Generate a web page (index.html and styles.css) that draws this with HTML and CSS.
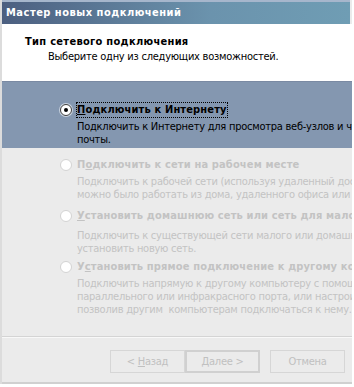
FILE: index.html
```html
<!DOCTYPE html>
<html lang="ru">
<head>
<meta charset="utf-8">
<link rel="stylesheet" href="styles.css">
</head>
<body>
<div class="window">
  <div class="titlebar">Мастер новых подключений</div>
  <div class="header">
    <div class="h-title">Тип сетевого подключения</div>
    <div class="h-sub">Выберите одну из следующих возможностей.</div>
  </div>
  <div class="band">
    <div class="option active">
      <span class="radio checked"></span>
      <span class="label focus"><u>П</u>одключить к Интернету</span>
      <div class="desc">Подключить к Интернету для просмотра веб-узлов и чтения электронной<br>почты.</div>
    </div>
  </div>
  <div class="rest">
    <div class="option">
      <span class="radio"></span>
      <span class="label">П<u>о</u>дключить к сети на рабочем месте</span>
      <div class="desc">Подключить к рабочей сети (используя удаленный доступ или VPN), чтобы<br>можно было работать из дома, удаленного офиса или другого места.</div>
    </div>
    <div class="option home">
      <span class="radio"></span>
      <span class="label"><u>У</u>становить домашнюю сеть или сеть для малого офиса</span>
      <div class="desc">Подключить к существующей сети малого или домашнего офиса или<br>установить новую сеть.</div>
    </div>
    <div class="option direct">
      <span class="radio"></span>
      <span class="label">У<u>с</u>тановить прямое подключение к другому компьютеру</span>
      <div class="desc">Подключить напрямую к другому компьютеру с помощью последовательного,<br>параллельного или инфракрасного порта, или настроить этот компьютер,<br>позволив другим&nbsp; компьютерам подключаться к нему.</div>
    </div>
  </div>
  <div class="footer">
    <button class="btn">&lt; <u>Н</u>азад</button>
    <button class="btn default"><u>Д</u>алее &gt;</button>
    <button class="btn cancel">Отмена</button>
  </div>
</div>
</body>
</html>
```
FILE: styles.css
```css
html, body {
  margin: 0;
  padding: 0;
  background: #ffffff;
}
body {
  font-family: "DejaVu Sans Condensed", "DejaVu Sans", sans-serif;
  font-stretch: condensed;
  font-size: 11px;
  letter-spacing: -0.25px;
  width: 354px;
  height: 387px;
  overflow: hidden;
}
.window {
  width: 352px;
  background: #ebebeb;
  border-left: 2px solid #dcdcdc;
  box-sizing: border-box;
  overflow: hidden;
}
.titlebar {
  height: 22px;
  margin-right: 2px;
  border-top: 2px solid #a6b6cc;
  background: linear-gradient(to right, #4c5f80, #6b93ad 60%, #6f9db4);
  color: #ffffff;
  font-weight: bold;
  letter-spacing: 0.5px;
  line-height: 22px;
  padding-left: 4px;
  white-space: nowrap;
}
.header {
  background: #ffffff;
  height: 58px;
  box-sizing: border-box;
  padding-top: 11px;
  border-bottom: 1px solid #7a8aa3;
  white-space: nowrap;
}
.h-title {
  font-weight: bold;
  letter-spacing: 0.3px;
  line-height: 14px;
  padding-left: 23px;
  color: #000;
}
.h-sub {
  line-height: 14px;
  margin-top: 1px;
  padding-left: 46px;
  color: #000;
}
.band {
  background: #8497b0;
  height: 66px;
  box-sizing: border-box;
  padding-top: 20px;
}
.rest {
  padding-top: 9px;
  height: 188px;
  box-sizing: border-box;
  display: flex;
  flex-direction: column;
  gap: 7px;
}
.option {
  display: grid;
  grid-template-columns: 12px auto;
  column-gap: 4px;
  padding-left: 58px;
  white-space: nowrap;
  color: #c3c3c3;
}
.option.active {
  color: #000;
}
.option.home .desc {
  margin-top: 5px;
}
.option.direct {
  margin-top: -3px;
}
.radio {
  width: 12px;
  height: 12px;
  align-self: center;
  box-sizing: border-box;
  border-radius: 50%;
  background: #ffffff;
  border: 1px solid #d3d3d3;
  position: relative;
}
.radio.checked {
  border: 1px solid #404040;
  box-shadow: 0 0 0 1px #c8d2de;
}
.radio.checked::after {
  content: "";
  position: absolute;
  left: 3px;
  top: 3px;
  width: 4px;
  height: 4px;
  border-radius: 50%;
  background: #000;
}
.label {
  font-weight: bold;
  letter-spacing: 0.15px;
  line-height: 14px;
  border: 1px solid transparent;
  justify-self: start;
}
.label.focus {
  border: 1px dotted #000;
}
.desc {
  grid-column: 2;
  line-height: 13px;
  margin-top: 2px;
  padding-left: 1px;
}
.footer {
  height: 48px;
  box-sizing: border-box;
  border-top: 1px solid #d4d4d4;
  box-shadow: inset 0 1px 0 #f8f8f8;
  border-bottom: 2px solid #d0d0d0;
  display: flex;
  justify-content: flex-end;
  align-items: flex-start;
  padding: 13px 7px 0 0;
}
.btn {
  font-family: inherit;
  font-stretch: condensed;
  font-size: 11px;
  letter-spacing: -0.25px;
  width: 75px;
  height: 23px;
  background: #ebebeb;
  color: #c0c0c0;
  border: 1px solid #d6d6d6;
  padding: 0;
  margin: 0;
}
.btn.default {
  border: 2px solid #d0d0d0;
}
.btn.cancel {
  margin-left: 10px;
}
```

Work to do
Using the material above, state how many lines include the string "index". Answer with a single number.

Solution
2